On the Bubble: Bones

Posted on April 10, 2013



I think several of my reviews prior to this indicate that I am a big fan of science and rational thinking. I am not knocking faith, I just want to live where we respect the physical laws of the world in which we live day-to-day. So, eight years ago, a show about scientists assisting the FBI caught our attention.

Plus, you know, it starred David Boreanaz, and we are fans of his, so…

We Watched It

Doctor Temperance Brennan (Emily Deschanel) is a forensic anthropologist. She has assisted various NGOs with the examination of mass graves in Third World countries, and is a published author.

She once worked with FBI Special Agent Seeley Booth, a former US Army Ranger, who has a tough case. He has “Bones” Brennan held at the airport when she returns to the US, and then shows up to release her.

He hopes that she will be grateful enough to help with his tough case. She sees right through the manipulation, but likes the challenge that the case presents.

A partnership is born that leads to romance, marriage, and a baby girl.

On theBubble

Bones presents three challenges for me as a viewer.

First, there is an issue of cast creep. As much as I love Michaela Conlin, T.J. Thyne, Tamara Taylor, and John Francis Daley, the show doesn’t get any longer just because the supporting cast gets more screen time. As the supporting cast – who are all talented people who deserve recognition – grows in importance, the main characters get less screen time and the mysteries take a back seat to relationship drama.

Then there is the issue of character caricature. As time has gone on, Bones (the character) has gotten more shrill, more rigid in her insistence on absolute rationality, and frankly less likeable. Every other character has moments of caricature. Angela keeps longing for her carefree artist days. Jack is a conspiracy nut (and King of the Lab, of course). Lance is a man-child. Seeley puts gut feelings over physical evidence.

All shows risk character caricature over time. I have talked about it before. The goal of all media is to sell. Once you have something that attracts eyeballs, you don’t want to change it. Change is risky. It might drive away the eyeballs, reducing your ability to sell.

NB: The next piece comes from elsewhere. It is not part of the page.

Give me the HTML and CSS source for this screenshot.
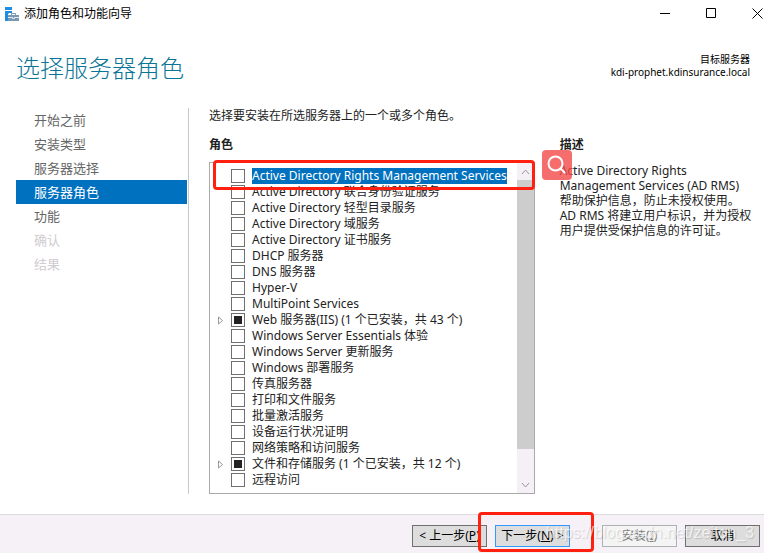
FILE: index.html
```html
<!DOCTYPE html>
<html lang="zh-CN">
<head>
    <meta charset="UTF-8">
    <meta name="viewport" content="width=device-width, initial-scale=1.0">
    <title>添加角色和功能向导</title>
    <link rel="stylesheet" href="styles.css">
</head>
<body>
    <div class="titlebar">
        <svg class="app-icon" width="15" height="14" viewBox="0 0 15 14">
            <path fill="#1e8ce0" d="M0 0h7v3H0zM0 4h7v2H4l-1 1v7H0z"/>
            <path fill="#7898b4" d="M3 8h11v6H3z"/>
            <path fill="none" stroke="#7898b4" d="M6.500 8V6.500h4V8"/>
            <path fill="none" stroke="#dfe8f0" d="M3 10.500h4M10 10.500h4M7.500 10v1.500h2V10"/>
        </svg>
        <span class="window-title">添加角色和功能向导</span>
        <div class="window-controls">
            <button aria-label="最小化"><svg width="11" height="11" viewBox="0 0 11 11"><path d="M0 5.500h10"/></svg></button>
            <button aria-label="最大化"><svg width="11" height="11" viewBox="0 0 11 11"><path d="M.5 .5h9v9h-9z"/></svg></button>
            <button aria-label="关闭"><svg width="11" height="11" viewBox="0 0 11 11"><path d="M.5 .5l10 10M10.500 .5l-10 10"/></svg></button>
        </div>
    </div>

    <header class="header">
        <h1>选择服务器角色</h1>
        <div class="target">
            <div>目标服务器</div>
            <div>kdi-prophet.kdinsurance.local</div>
        </div>
    </header>

    <div class="content">
        <nav class="steps">
            <a href="#">开始之前</a>
            <a href="#">安装类型</a>
            <a href="#">服务器选择</a>
            <a href="#" class="active">服务器角色</a>
            <a href="#">功能</a>
            <a class="disabled">确认</a>
            <a class="disabled">结果</a>
        </nav>

        <main class="page">
            <p class="intro">选择要安装在所选服务器上的一个或多个角色。</p>
            <div class="columns">
                <section class="roles">
                    <h2>角色</h2>
                    <div class="listbox">
                        <ul class="list">
                            <li><label><input type="checkbox"><span class="selected">Active Directory Rights Management Services</span></label></li>
                            <li><label><input type="checkbox"><span>Active Directory 联合身份验证服务</span></label></li>
                            <li><label><input type="checkbox"><span>Active Directory 轻型目录服务</span></label></li>
                            <li><label><input type="checkbox"><span>Active Directory 域服务</span></label></li>
                            <li><label><input type="checkbox"><span>Active Directory 证书服务</span></label></li>
                            <li><label><input type="checkbox"><span>DHCP 服务器</span></label></li>
                            <li><label><input type="checkbox"><span>DNS 服务器</span></label></li>
                            <li><label><input type="checkbox"><span>Hyper-V</span></label></li>
                            <li><label><input type="checkbox"><span>MultiPoint Services</span></label></li>
                            <li class="parent"><svg width="5" height="9" viewBox="0 0 5 9"><path d="M.5 1l4 3.500-4 3.500z"/></svg><label><input type="checkbox" class="partial"><span>Web 服务器(IIS) (1 个已安装，共 43 个)</span></label></li>
                            <li><label><input type="checkbox"><span>Windows Server Essentials 体验</span></label></li>
                            <li><label><input type="checkbox"><span>Windows Server 更新服务</span></label></li>
                            <li><label><input type="checkbox"><span>Windows 部署服务</span></label></li>
                            <li><label><input type="checkbox"><span>传真服务器</span></label></li>
                            <li><label><input type="checkbox"><span>打印和文件服务</span></label></li>
                            <li><label><input type="checkbox"><span>批量激活服务</span></label></li>
                            <li><label><input type="checkbox"><span>设备运行状况证明</span></label></li>
                            <li><label><input type="checkbox"><span>网络策略和访问服务</span></label></li>
                            <li class="parent"><svg width="5" height="9" viewBox="0 0 5 9"><path d="M.5 1l4 3.500-4 3.500z"/></svg><label><input type="checkbox" class="partial"><span>文件和存储服务 (1 个已安装，共 12 个)</span></label></li>
                            <li><label><input type="checkbox"><span>远程访问</span></label></li>
                        </ul>
                        <div class="scrollbar">
                            <svg width="9" height="6" viewBox="0 0 9 6"><path d="M1 5l3.500-4L8 5"/></svg>
                            <div class="thumb"></div>
                            <svg width="9" height="6" viewBox="0 0 9 6"><path d="M1 1l3.500 4L8 1"/></svg>
                        </div>
                        <div class="mark mark-role"></div>
                    </div>
                </section>
                <section class="description">
                    <h2>描述</h2>
                    <p>Active Directory Rights Management Services (AD RMS)<br>帮助保护信息，防止未授权使用。<br>AD RMS 将建立用户标识，并为授权用户提供受保护信息的许可证。</p>
                    <button class="search" aria-label="搜索">
                        <svg width="30" height="30" viewBox="0 0 30 30"><circle cx="13.500" cy="13.500" r="7"/><path d="M18.500 18.500l4 4"/></svg>
                    </button>
                </section>
            </div>
        </main>
    </div>

    <footer class="footer">
        <button>&lt; 上一步(<u>P</u>)</button>
        <div class="next">
            <button class="default">下一步(<u>N</u>) &gt;</button>
            <div class="mark mark-next"></div>
        </div>
        <button class="install" disabled>安装(<u>I</u>)</button>
        <button>取消</button>
        <div class="watermark">https://blog.csdn.net/zeiton_3</div>
    </footer>
</body>
</html>
```

FILE: styles.css
```css
* {
    box-sizing: border-box;
}

body {
    margin: 0;
    min-height: 100vh;
    display: flex;
    flex-direction: column;
    overflow: hidden;
    background: #fff;
    color: #222;
    font-family: "Noto Sans", "Noto Sans CJK SC", sans-serif;
    font-size: 12px;
    line-height: 16px;
}

h1, h2, p, ul {
    margin: 0;
    padding: 0;
}

/* title bar */
.titlebar {
    display: flex;
    align-items: center;
    height: 27px;
    padding-left: 5px;
    color: #000;
}

.window-title {
    margin-left: 4px;
}

.window-controls {
    display: flex;
    gap: 24px;
    margin-left: auto;
}

.window-controls button {
    display: flex;
    justify-content: center;
    width: 22px;
    padding: 0;
    border: none;
    background: none;
}

.window-controls button:last-child {
    margin-right: -4px;
}

.window-controls path {
    fill: none;
    stroke: #000;
}

/* header */
.header {
    display: flex;
    justify-content: space-between;
    padding: 25px 14px 0 16px;
    height: 81px;
}

h1 {
    color: #0b7596;
    font-size: 24px;
    font-weight: 300;
    line-height: 32px;
}

.target {
    padding-top: 1px;
    color: #000;
    font-size: 10px;
    line-height: 13px;
    text-align: right;
}

/* content */
.content {
    flex: 1;
    display: flex;
    padding: 0 4px 20px 16px;
}

.steps {
    width: 173px;
    padding-right: 1px;
    border-right: 1px solid #c8c8c8;
}

.steps a {
    display: block;
    height: 24px;
    padding-left: 18px;
    color: #666;
    font-size: 13px;
    line-height: 24px;
    text-decoration: none;
}

.steps .active {
    background: #0071bf;
    color: #fff;
}

.steps .disabled {
    color: #d0ccd1;
}

.page {
    flex: 1;
    display: flex;
    flex-direction: column;
    padding-left: 20px;
}

.intro {
    height: 28px;
}

.columns {
    flex: 1;
    display: flex;
    gap: 25px;
}

h2 {
    height: 26px;
    font-size: 12px;
    line-height: 18px;
}

.roles {
    flex: 13 1 0;
    display: flex;
    flex-direction: column;
}

.listbox {
    flex: 1;
    display: flex;
    position: relative;
    border: 1px solid #aaa;
}

.list {
    flex: 1;
    padding-top: 5px;
    list-style: none;
    white-space: nowrap;
}

.list li {
    display: flex;
    align-items: center;
    height: 16px;
    padding-left: 21px;
}

.list .parent {
    gap: 8px;
    padding-left: 8px;
}

.parent path {
    fill: #fff;
    stroke: #999;
}

.list label {
    display: flex;
    align-items: center;
    height: 16px;
}

.list span {
    margin-left: 7px;
}

.list input {
    appearance: none;
    flex: none;
    width: 14px;
    height: 14px;
    margin: 0;
    border: 1px solid #707070;
    background: #fff;
}

.list .partial {
    padding: 2px;
    background: #222 content-box;
}

.list .selected {
    background: #0071bf;
    color: #fff;
}

.scrollbar {
    display: flex;
    flex-direction: column;
    align-items: center;
    width: 17px;
    padding: 6px 0 5px;
    background: #f5f0f5;
}

.scrollbar path {
    fill: none;
    stroke: #999;
}

.thumb {
    width: 100%;
    height: 269px;
    margin: 5px 0 auto;
    background: #cdcdcd;
}

/* description */
.description {
    flex: 8 1 0;
    position: relative;
}

.description p {
    padding-top: 1px;
    line-height: 15px;
}

.search {
    position: absolute;
    top: 14px;
    left: -18px;
    width: 30px;
    height: 30px;
    padding: 0;
    border: none;
    border-radius: 4px;
    background: rgba(242, 72, 72, 0.8);
}

.search svg {
    display: block;
    fill: none;
    stroke: #fff;
    stroke-width: 2;
    stroke-linecap: round;
}

/* red highlight frames */
.mark {
    position: absolute;
    border: 3px solid #ff2010;
    border-radius: 4px;
    pointer-events: none;
}

.mark-role {
    top: -3px;
    left: 3px;
    right: -1px;
    height: 30px;
}

.mark-next {
    top: -13px;
    left: -17px;
    right: -24px;
    height: 40px;
}

/* footer */
.footer {
    display: flex;
    justify-content: flex-end;
    gap: 8px;
    position: relative;
    height: 39px;
    padding: 10px 4px 0;
    border-top: 1px solid #dcdcdc;
    background: #f6f1f7;
}

.footer button {
    width: 75px;
    height: 22px;
    padding: 0;
    border: 1px solid #707070;
    background: #ddd;
    color: #000;
    font: inherit;
}

.next {
    position: relative;
}

.footer .default {
    border-color: #3399ff;
}

.footer .install {
    margin-left: 24px;
    border-color: #adb2b5;
    background: #f4f4f4;
    color: #838383;
}

.watermark {
    position: absolute;
    top: 10px;
    right: 10px;
    color: rgba(255, 255, 255, 0.7);
    font-family: "Liberation Sans", sans-serif;
    font-size: 16px;
    text-shadow: 1px 1px 1px rgba(0, 0, 0, 0.15);
    pointer-events: none;
}
```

Studios and show runners often want to focus on what works, pare away what doesn’t, and keep the cash machine rolling. That sounds awfully mercenary, but it’s really just acknowledging that television is business, and I mean nothing derogatory by it.

Frankly, the cast and crew of Bones should be applauded for keeping things so fresh for eight years!

Finally, the show is less and less about valuing rational thought. As Bones becomes more shrill and the relationships move to the forefront, rational thought becomes the target of jokes rather than what it was originally – a valuable contribution to the lives of the characters.


Kathy Reichs writes the books that inspired the series. In the books, Bones is more human. She is more emotional and more capable of human failure.

I understand that when you change mediums, you sometimes have to change characters or story arcs. In this case, I think that making Temperance Brennan ultra-rational, and creating a back story of abandonment through her mother’s death and her father’s criminal activities to justify her behavior, makes her more iconic. She becomes more easily identifiable for TV audiences.

I still think that the show is slipping out of my (admittedly narrow) desire to watch.


Sometimes, it’s like an avalanche. You make a couple of minor character changes. You boost the screen time of secondary characters. Next thing you know, your main characters are undercover in a dance contest, or interrupting The People’s Court to question the “judge.”

Or doing episodes with G. Gordon Liddy and UFOs. I’m looking at you, Miami Vice.

What shows do you remember dissolving into crazy antics, and did they recover?